§ **DIRECTION**
Write out again exactly the lines from the one containing "Clone this screenshot" through the one containing "string; value: string", both included, and omit the pictures.

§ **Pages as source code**

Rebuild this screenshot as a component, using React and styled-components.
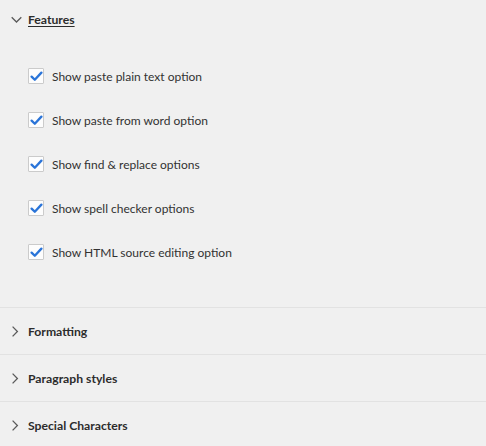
import React, { useState } from "react";
import styled, { createGlobalStyle } from "styled-components";

const GlobalStyle = createGlobalStyle`
  html, body {
    margin: 0;
    padding: 0;
    background: #f0f0f0;
  }
  body {
    font-family: Lato, "Open Sans", sans-serif;
    color: #2c2c2c;
  }
`;

const Panel = styled.div`
  width: 486px;
  height: 446px;
  overflow: hidden;
  background: #f0f0f0;
`;

const Item = styled.section`
  border-bottom: 1px solid #e2e2e2;

  &:last-child {
    border-bottom: none;
  }
`;

const Header = styled.button`
  display: flex;
  align-items: center;
  gap: 6px;
  width: 100%;
  height: ${(p) => (p.$first ? "38px" : "46px")};
  padding: 0 0 0 11px;
  border: none;
  background: transparent;
  font-family: inherit;
  font-size: 12.2px;
  font-weight: 700;
  color: #2c2c2c;
  cursor: pointer;
  text-align: left;
`;

const Title = styled.span`
  text-decoration: ${(p) => (p.$open ? "underline" : "none")};
  text-underline-offset: 2px;
  text-decoration-thickness: 1px;
`;

const Chevron = styled.svg`
  flex: none;
  width: 11px;
  height: 11px;
  color: #5a5a5a;
`;

const Content = styled.div`
  display: flex;
  flex-direction: column;
  padding: 16px 0 33px 28px;
`;

const Row = styled.label`
  display: flex;
  align-items: center;
  gap: 8px;
  height: 44px;
  font-size: 12px;
  color: #323232;
  cursor: pointer;
`;

const Box = styled.span`
  flex: none;
  display: flex;
  align-items: center;
  justify-content: center;
  width: 16px;
  height: 16px;
  box-sizing: border-box;
  border: 1px solid #cbcbcb;
  border-radius: 1px;
  background: #fdfdfd;
`;

const ChevronDown = () => (
  <Chevron viewBox="0 0 11 11">
    <path d="M0.7 3.2 L5.5 8 L10.3 3.2" fill="none" stroke="currentColor" strokeWidth="1.3" />
  </Chevron>
);

const ChevronRight = () => (
  <Chevron viewBox="0 0 11 11">
    <path d="M1.6 0.6 L6.4 5.5 L1.6 10.4" fill="none" stroke="currentColor" strokeWidth="1.3" />
  </Chevron>
);

const Check = ({ checked, onToggle, children }) => (
  <Row onClick={onToggle}>
    <Box>
      {checked && (
        <svg width="13" height="11" viewBox="0 0 13 11">
          <path
            d="M1.6 5.6 L4.8 8.8 L11.4 1.6"
            fill="none"
            stroke="#2a74d8"
            strokeWidth="2.3"
            strokeLinecap="round"
            strokeLinejoin="round"
          />
        </svg>
      )}
    </Box>
    {children}
  </Row>
);

const options = [
  "Show paste plain text option",
  "Show paste from word option",
  "Show find & replace options",
  "Show spell checker options",
  "Show HTML source editing option",
];

const sections = ["Features", "Formatting", "Paragraph styles", "Special Characters"];

export default function App() {
  const [open, setOpen] = useState("Features");
  const [checked, setChecked] = useState(options.map(() => true));

  return (
    <Panel>
      <GlobalStyle />
      {sections.map((name, i) => {
        const isOpen = open === name;
        return (
          <Item key={name}>
            <Header $first={i === 0} onClick={() => setOpen(isOpen ? null : name)}>
              {isOpen ? <ChevronDown /> : <ChevronRight />}
              <Title $open={isOpen}>{name}</Title>
            </Header>
            {isOpen && name === "Features" && (
              <Content>
                {options.map((label, j) => (
                  <Check
                    key={label}
                    checked={checked[j]}
                    onToggle={(e) => {
                      e.preventDefault();
                      setChecked((c) => c.map((v, k) => (k === j ? !v : v)));
                    }}
                  >
                    {label}
                  </Check>
                ))}
              </Content>
            )}
          </Item>
        );
      })}
    </Panel>
  );
}
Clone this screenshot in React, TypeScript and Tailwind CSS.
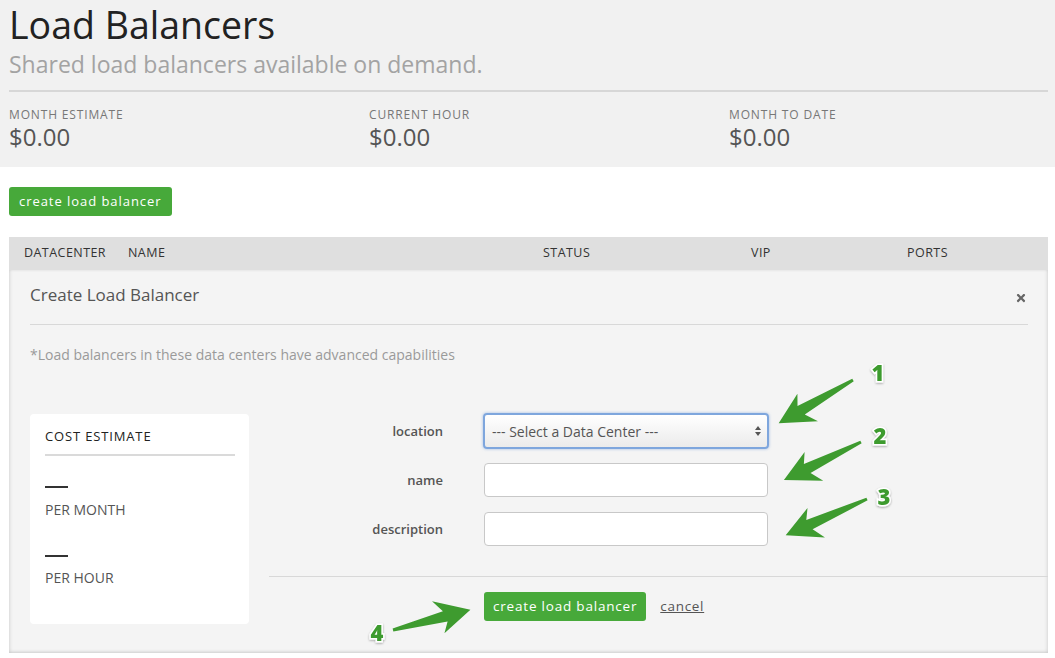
import { FaTimes } from "react-icons/fa";

type Stat = { label: string; value: string };

const stats: Stat[] = [
  { label: "Month Estimate", value: "$0.00" },
  { label: "Current Hour", value: "$0.00" },
  { label: "Month To Date", value: "$0.00" },
];

type Arrow = { x: number; y: number; len: number; angle: number };

// callout arrows drawn over the form: tail point, length and rotation
const arrows: Arrow[] = [
  { x: 853, y: 380, len: 86, angle: 149.8 },
  { x: 861, y: 442, len: 86, angle: 153.7 },
  { x: 867, y: 499, len: 89, angle: 156 },
  { x: 393, y: 630, len: 80, angle: -14.6 },
];

const numbers = [
  { n: "1", x: 878, y: 372 },
  { n: "2", x: 880, y: 435 },
  { n: "3", x: 884, y: 496 },
  { n: "4", x: 377, y: 632 },
];

function arrowPoints(len: number) {
  const L = len;
  return [
    [0, -1.5],
    [L - 27, -5.5],
    [L - 35, -18],
    [L, 0],
    [L - 31, 16],
    [L - 25, 5.5],
    [0, 1.5],
  ]
    .map((p) => p.join(","))
    .join(" ");
}

function Callouts() {
  return (
    <svg
      className="absolute left-0 top-0 pointer-events-none"
      width={1055}
      height={658}
      viewBox="0 0 1055 658"
    >
      <defs>
        <filter id="sh" x="-20%" y="-20%" width="140%" height="140%">
          <feDropShadow dx="0" dy="1" stdDeviation="0.8" floodColor="#000" floodOpacity="0.35" />
        </filter>
      </defs>
      {arrows.map((a, i) => (
        <polygon
          key={i}
          points={arrowPoints(a.len)}
          fill="#3e9b2f"
          transform={`translate(${a.x} ${a.y}) rotate(${a.angle})`}
        />
      ))}
      {numbers.map((t) => (
        <text
          key={t.n}
          x={t.x}
          y={t.y}
          textAnchor="middle"
          dominantBaseline="central"
          fontFamily="'Open Sans', 'DejaVu Sans', sans-serif"
          fontWeight={800}
          fontSize={22}
          fill="#3e9b2f"
          stroke="#fff"
          strokeWidth={3}
          paintOrder="stroke"
          filter="url(#sh)"
        >
          {t.n}
        </text>
      ))}
    </svg>
  );
}

function SelectArrows() {
  return (
    <svg width="8" height="12" viewBox="0 0 8 12" className="shrink-0">
      <path d="M4 1 L7 5 H1 Z" fill="#555" />
      <path d="M4 11 L7 7 H1 Z" fill="#555" />
    </svg>
  );
}

export default function App() {
  return (
    <div className="relative w-[1055px] h-[658px] overflow-hidden bg-white font-['Open_Sans','Liberation_Sans',sans-serif]">
      {/* page header */}
      <div className="bg-[#f1f1f1] h-[167px] pl-[9px] pr-[7px] pt-[3px]">
        <h1 className="text-[37.5px] leading-[44px] text-[#222]">Load Balancers</h1>
        <p className="mt-[2px] text-[23px] leading-[30px] text-[#a3a3a3]">
          Shared load balancers available on demand.
        </p>
        <div className="mt-[11px] border-t-2 border-[#d7d7d7]" />
        <div className="mt-[16px] grid grid-cols-[360px_360px_1fr]">
          {stats.map((s) => (
            <div key={s.label}>
              <div className="text-[12px] leading-[14px] uppercase tracking-[0.85px] text-[#777]">
                {s.label}
              </div>
              <div className="mt-[2px] text-[24px] leading-[26px] text-[#555]">{s.value}</div>
            </div>
          ))}
        </div>
      </div>

      <div className="px-[9px] pr-[7px]">
        <button className="mt-[20px] h-[29px] px-[10px] rounded-[3px] bg-[#47a93a] text-white text-[13px] tracking-[0.95px]">
          create load balancer
        </button>

        <div className="mt-[21px]">
          {/* table header */}
          <div className="flex items-center h-[33px] bg-[#dfdfdf] text-[12.5px] uppercase tracking-[0.45px] text-[#333]">
            <div className="w-[119px] pl-[15px]">Datacenter</div>
            <div className="w-[415px]">Name</div>
            <div className="w-[208px]">Status</div>
            <div className="w-[156px]">Vip</div>
            <div>Ports</div>
          </div>

          {/* create panel */}
          <div className="bg-[#f4f4f4] shadow-[inset_0_-2px_3px_rgba(0,0,0,0.08),inset_2px_0_3px_rgba(0,0,0,0.06),inset_-2px_0_3px_rgba(0,0,0,0.06)] pb-[29px]">
            <div className="px-[21px] pr-[20px] pt-[13px]">
              <div className="flex items-center justify-between">
                <h2 className="text-[17px] leading-[24px] text-[#555]">Create Load Balancer</h2>
                <FaTimes className="mt-[6px] mr-[1px] w-[12px] h-[12px] text-[#666]" />
              </div>
              <div className="mt-[17px] border-t border-[#d8d8d8]" />
              <p className="mt-[20px] text-[14px] leading-[20px] text-[#9a9a9a]">
                *Load balancers in these data centers have advanced capabilities
              </p>
            </div>

            <div className="mt-[48px] flex">
              <div className="ml-[21px] mt-[1px] w-[219px] rounded-[4px] bg-white px-[15px] pt-[13px] pb-[37px]">
                <div className="text-[13px] leading-[18px] uppercase tracking-[0.85px] text-[#222]">
                  Cost Estimate
                </div>
                <div className="mt-[9px] border-t-2 border-[#dadada] mr-[-1px]" />
                <div className="mt-[30px] w-[23px] border-t-2 border-[#333]" />
                <div className="mt-[13px] text-[14px] leading-[18px] uppercase text-[#555]">Per Month</div>
                <div className="mt-[36px] w-[23px] border-t-2 border-[#333]" />
                <div className="mt-[12px] text-[14px] leading-[18px] uppercase text-[#555]">Per Hour</div>
              </div>

              <div className="ml-[20px] flex-1">
                <div className="flex flex-col gap-[14px]">
                  <div className="flex items-center h-[36px]">
                    <label className="w-[174px] pt-[1px] text-right text-[13px] font-semibold text-[#555]">location</label>
                    <div className="ml-[40px] w-[286px] h-[36px] flex items-center justify-between rounded-[4px] border-2 border-[#7ea6dd] shadow-[0_0_3px_rgba(100,150,220,0.6)] bg-gradient-to-b from-white to-[#ebebeb] pl-[7px] pr-[5px]">
                      <span className="text-[14px] text-[#555]">--- Select a Data Center ---</span>
                      <SelectArrows />
                    </div>
                  </div>
                  <div className="flex items-center h-[34px]">
                    <label className="w-[174px] pt-[1px] text-right text-[13px] font-semibold text-[#555]">name</label>
                    <input className="ml-[41px] w-[284px] h-[34px] rounded-[4px] border border-[#c8c8c8] bg-white" />
                  </div>
                  <div className="flex items-center h-[34px] mt-[1px]">
                    <label className="w-[174px] pt-[1px] text-right text-[13px] font-semibold text-[#555]">description</label>
                    <input className="ml-[41px] w-[284px] h-[34px] rounded-[4px] border border-[#c8c8c8] bg-white" />
                  </div>
                </div>
                <div className="mt-[30px] border-t border-[#d8d8d8]" />
                <div className="mt-[15px] flex items-center">
                  <button className="ml-[215px] h-[29px] px-[9px] rounded-[3px] bg-[#47a93a] text-white text-[13.5px] tracking-[0.8px]">
                    create load balancer
                  </button>
                  <a className="ml-[14px] text-[13.5px] tracking-[0.7px] text-[#555] underline">cancel</a>
                </div>
              </div>
            </div>
          </div>
        </div>
      </div>

      <Callouts />
    </div>
  );
}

§ **TASK RESULT**
Clone this screenshot in React, TypeScript and Tailwind CSS.
import { FaTimes } from "react-icons/fa";

type Stat = { label: string; value: string };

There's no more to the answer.